- [What to work on] Find each line holding "this" and copy it out.

---------- Dataset records

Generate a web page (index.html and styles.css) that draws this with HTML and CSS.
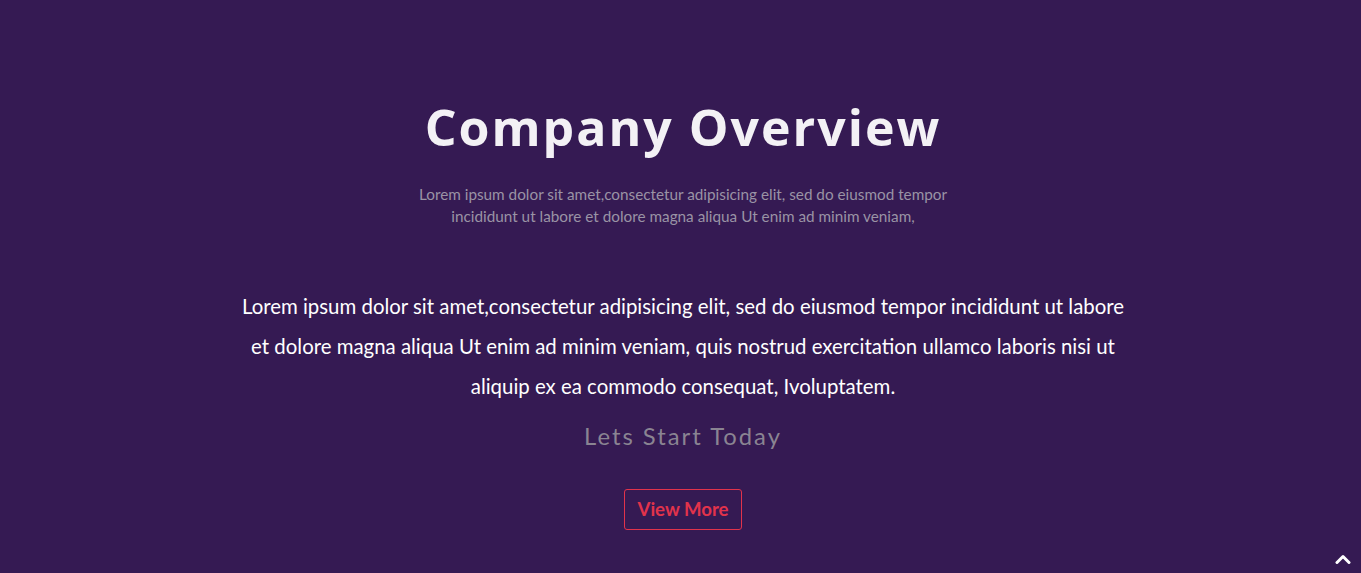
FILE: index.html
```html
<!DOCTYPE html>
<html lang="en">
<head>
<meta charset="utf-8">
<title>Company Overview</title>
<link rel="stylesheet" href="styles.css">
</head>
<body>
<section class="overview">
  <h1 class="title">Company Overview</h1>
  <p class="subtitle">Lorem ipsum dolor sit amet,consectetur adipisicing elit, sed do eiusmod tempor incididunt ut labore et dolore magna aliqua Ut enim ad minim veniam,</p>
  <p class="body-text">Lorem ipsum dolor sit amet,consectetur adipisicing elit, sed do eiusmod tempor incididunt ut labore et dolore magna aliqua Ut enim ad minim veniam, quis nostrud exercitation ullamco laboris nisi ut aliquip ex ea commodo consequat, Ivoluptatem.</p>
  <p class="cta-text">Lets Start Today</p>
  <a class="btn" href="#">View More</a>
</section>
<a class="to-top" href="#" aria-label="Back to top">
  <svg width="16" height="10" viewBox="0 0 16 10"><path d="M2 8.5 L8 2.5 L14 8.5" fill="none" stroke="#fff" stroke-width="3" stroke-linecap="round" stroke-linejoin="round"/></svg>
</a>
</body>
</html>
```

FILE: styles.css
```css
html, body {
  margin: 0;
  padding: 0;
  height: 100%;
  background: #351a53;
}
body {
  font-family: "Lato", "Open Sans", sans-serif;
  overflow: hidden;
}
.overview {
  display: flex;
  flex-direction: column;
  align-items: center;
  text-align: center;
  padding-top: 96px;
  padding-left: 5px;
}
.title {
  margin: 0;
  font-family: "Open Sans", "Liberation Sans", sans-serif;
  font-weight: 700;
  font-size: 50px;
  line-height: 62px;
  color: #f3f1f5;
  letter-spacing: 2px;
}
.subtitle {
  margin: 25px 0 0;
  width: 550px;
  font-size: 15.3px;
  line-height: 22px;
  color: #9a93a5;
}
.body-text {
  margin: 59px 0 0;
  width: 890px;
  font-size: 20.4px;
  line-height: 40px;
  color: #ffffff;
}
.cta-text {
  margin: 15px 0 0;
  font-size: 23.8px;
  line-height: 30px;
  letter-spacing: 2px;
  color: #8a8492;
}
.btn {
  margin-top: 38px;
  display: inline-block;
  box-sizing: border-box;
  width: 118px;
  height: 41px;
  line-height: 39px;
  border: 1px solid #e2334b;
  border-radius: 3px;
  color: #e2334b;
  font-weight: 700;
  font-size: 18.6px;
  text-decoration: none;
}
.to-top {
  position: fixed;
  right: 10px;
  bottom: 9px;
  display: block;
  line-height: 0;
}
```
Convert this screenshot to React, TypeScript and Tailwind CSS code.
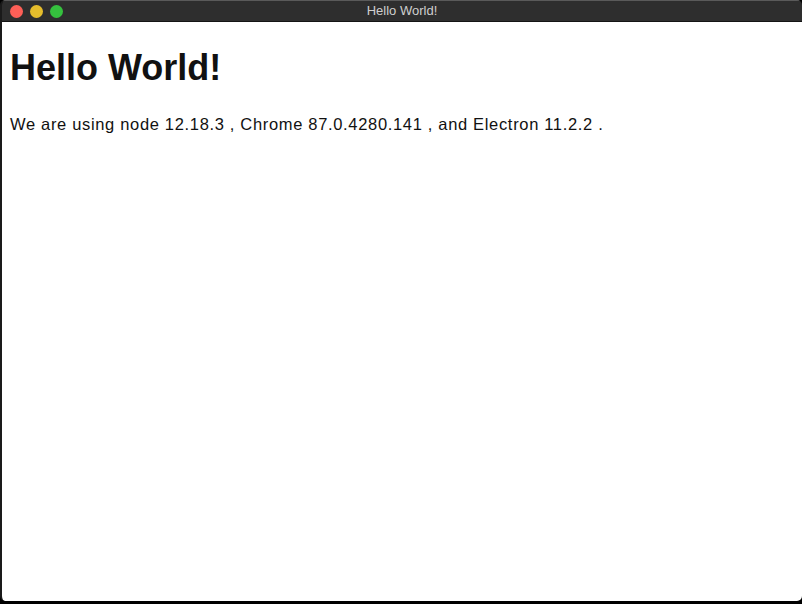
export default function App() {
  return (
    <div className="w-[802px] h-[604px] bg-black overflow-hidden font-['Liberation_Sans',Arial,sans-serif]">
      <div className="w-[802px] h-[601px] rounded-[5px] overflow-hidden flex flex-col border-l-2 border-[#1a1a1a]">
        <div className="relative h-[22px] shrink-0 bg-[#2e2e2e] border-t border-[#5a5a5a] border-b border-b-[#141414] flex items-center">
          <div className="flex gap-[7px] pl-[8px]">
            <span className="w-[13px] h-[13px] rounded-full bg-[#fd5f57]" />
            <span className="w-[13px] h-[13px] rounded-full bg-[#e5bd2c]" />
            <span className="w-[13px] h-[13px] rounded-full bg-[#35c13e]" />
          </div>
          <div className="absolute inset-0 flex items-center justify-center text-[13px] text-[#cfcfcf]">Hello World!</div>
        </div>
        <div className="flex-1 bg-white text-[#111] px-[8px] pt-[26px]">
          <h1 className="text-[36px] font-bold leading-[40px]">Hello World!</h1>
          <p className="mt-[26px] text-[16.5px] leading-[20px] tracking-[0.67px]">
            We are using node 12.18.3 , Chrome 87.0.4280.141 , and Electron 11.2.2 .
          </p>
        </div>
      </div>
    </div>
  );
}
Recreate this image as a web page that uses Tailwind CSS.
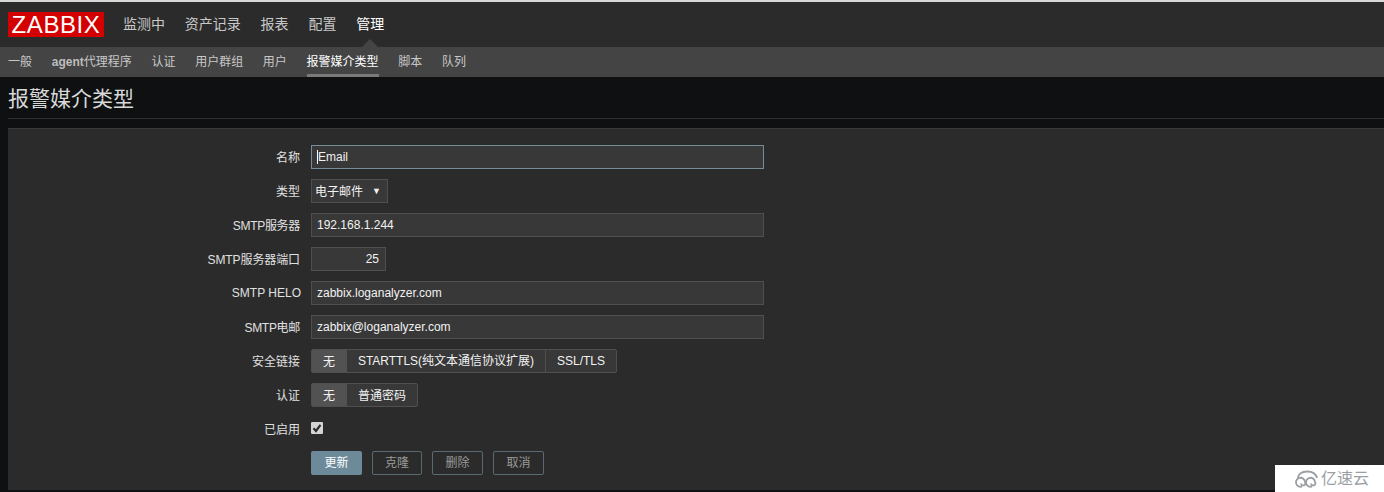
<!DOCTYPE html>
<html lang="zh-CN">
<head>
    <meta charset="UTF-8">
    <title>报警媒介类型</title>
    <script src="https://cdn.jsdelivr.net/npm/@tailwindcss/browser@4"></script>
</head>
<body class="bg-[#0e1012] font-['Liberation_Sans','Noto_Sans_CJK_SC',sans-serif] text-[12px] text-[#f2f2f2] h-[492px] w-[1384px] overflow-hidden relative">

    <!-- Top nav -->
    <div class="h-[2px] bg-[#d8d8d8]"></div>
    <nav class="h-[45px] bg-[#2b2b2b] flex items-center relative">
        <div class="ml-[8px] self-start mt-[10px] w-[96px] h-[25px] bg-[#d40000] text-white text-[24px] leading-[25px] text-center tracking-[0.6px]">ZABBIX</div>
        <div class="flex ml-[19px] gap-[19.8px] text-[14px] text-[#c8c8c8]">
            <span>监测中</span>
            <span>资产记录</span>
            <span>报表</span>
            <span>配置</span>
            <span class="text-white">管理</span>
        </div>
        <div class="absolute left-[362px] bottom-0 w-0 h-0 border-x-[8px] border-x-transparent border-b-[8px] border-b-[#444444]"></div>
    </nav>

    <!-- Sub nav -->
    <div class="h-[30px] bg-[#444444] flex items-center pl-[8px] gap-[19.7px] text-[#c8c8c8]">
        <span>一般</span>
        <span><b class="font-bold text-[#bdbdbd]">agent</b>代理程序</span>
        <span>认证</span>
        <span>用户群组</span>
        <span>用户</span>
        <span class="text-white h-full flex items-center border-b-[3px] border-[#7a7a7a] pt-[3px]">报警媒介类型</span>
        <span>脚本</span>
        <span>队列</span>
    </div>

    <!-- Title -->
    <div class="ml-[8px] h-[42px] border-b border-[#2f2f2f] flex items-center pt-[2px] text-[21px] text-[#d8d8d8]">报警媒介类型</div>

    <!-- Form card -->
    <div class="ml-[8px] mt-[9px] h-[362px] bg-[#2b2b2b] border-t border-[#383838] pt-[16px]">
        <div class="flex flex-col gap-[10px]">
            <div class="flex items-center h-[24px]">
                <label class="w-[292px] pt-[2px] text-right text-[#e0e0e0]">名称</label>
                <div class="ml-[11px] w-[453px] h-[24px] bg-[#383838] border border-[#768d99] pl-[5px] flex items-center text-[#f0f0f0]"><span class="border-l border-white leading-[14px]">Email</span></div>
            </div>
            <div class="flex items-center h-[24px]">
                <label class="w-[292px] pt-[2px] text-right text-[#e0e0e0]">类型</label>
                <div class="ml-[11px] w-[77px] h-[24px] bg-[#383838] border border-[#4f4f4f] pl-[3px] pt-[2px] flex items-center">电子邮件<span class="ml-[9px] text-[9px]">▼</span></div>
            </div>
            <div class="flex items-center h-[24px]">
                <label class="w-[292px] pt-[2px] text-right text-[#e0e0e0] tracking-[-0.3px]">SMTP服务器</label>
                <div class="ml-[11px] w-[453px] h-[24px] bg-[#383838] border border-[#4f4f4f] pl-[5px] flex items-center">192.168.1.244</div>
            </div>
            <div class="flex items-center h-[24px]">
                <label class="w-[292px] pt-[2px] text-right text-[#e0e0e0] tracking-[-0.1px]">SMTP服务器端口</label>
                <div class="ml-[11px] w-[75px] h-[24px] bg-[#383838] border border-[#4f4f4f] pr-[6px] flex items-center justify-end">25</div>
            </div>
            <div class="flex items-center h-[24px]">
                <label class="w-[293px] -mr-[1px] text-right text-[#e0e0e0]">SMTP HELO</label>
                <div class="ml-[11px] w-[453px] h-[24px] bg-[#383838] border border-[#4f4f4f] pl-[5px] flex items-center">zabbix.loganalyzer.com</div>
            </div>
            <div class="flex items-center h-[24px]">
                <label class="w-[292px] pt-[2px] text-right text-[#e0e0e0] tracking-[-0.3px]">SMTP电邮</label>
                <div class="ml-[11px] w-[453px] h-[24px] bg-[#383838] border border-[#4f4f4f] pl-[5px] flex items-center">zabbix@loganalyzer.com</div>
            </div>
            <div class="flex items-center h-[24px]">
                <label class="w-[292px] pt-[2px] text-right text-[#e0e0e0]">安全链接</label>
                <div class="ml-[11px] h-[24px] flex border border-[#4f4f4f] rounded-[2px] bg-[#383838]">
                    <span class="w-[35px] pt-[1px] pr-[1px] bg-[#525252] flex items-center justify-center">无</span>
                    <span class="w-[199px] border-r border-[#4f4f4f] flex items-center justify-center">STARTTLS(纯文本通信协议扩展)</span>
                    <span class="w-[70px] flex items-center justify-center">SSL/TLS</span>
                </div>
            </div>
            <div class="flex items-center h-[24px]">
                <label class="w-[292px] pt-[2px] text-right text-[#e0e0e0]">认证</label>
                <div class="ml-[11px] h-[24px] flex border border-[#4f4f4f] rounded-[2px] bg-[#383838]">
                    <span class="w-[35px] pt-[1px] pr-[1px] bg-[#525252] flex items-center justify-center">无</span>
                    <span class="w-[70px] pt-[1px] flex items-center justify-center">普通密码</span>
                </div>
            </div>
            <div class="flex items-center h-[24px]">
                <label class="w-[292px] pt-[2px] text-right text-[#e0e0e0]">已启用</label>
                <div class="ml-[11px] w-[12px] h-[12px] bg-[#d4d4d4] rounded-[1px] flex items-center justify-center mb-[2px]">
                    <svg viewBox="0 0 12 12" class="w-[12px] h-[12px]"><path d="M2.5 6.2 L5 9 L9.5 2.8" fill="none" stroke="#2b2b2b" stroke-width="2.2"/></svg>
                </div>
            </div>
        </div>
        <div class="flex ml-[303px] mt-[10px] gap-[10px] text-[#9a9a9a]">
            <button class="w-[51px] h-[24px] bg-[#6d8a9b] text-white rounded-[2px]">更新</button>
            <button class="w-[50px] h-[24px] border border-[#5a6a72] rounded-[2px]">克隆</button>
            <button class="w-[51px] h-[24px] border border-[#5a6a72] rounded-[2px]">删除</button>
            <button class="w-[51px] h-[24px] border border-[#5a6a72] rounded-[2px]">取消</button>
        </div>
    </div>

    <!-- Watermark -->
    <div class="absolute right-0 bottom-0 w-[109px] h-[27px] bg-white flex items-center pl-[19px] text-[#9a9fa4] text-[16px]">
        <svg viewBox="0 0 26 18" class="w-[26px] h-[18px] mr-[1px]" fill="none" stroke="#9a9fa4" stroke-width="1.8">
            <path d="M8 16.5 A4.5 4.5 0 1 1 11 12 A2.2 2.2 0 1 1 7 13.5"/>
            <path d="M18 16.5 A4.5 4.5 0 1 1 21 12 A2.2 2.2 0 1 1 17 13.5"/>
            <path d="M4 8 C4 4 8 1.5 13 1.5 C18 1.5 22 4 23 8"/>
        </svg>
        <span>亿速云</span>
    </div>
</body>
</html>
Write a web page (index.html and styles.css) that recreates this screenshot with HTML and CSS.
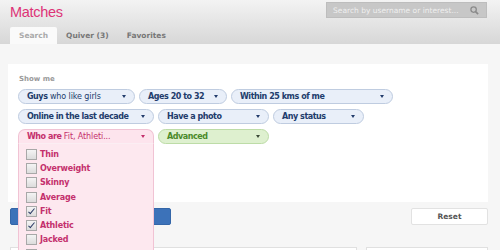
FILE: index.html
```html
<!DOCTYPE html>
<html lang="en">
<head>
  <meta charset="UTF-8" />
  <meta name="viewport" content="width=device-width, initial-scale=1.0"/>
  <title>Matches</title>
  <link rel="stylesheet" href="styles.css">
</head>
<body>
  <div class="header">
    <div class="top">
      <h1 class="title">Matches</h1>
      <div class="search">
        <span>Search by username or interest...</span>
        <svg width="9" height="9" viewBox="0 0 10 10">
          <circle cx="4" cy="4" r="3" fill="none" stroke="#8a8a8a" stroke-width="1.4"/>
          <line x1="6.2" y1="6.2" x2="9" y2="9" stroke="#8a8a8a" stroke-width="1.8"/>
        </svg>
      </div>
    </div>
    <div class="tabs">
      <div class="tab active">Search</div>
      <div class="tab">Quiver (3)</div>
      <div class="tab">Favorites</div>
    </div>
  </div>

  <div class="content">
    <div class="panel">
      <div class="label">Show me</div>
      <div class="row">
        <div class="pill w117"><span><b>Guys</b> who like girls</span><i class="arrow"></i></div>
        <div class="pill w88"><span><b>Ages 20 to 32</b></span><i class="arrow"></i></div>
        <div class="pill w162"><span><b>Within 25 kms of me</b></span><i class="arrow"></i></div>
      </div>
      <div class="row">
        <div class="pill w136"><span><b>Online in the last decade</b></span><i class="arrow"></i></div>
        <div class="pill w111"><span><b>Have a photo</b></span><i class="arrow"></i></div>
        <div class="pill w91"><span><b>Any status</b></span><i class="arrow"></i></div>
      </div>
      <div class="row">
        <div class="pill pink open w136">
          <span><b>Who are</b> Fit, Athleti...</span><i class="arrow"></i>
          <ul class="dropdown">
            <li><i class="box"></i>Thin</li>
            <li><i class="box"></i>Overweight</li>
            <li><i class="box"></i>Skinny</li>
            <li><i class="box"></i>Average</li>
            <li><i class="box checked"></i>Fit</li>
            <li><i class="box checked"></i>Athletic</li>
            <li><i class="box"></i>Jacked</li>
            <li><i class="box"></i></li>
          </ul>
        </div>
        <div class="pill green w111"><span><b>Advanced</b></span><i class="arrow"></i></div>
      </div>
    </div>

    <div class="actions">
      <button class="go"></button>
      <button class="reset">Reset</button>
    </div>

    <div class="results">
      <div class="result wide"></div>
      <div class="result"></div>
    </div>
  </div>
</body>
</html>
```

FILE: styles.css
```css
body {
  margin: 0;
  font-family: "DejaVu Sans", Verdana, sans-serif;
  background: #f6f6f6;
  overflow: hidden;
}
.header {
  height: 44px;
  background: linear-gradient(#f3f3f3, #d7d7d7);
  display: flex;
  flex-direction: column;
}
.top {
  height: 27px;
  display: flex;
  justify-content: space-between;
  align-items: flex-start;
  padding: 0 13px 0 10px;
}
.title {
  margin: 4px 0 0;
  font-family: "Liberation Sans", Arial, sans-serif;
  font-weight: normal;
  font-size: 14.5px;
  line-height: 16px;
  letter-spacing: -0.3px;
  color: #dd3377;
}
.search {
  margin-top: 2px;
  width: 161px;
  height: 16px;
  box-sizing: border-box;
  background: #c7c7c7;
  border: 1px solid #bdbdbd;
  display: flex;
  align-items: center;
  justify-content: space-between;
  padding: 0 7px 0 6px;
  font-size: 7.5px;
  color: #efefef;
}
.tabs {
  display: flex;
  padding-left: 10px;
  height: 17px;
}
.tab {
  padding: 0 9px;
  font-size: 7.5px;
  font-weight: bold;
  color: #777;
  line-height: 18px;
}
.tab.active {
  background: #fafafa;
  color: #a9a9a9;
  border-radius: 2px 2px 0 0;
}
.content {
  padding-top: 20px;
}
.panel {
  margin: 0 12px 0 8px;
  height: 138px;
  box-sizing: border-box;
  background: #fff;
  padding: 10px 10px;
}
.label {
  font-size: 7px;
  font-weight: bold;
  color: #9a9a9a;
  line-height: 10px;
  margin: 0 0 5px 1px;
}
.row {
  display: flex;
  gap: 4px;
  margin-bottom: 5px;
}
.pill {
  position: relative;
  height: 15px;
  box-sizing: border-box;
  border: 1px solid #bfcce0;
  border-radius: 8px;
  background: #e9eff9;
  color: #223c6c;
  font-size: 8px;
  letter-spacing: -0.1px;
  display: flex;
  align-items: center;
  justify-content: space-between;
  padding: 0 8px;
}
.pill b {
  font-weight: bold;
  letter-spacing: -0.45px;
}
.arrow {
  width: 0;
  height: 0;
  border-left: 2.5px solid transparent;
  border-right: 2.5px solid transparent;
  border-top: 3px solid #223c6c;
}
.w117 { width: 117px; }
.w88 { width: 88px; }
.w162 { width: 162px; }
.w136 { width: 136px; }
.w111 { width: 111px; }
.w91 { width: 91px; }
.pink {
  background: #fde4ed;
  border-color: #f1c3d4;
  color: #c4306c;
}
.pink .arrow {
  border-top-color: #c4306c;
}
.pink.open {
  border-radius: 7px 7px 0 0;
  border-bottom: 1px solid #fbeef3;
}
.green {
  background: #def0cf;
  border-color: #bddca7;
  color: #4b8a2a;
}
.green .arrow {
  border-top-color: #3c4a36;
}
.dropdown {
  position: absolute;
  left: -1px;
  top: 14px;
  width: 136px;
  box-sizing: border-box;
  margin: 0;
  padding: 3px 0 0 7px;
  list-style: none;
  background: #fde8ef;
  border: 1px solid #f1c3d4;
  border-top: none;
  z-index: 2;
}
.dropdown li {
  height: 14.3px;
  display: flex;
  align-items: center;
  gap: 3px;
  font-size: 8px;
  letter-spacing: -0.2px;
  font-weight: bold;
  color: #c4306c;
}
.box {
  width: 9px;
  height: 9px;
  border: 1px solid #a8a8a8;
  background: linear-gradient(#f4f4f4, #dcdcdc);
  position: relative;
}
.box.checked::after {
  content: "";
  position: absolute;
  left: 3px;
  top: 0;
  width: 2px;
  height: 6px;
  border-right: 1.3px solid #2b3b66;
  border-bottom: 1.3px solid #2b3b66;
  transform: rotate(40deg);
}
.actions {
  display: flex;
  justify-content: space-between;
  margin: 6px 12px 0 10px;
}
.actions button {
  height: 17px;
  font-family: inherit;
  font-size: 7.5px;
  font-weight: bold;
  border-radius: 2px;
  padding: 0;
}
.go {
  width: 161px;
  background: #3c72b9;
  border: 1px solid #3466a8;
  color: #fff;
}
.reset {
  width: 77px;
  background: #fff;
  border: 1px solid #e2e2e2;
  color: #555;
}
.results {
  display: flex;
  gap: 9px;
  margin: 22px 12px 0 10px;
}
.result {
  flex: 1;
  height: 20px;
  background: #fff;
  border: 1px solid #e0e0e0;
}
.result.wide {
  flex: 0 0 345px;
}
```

--------------------

- [Expected answer]
Generate a web page (index.html and styles.css) that draws this with HTML and CSS.
Convert this screenshot to React, TypeScript and Tailwind CSS code.
Recreate this image as a web page that uses Tailwind CSS.
Write a web page (index.html and styles.css) that recreates this screenshot with HTML and CSS.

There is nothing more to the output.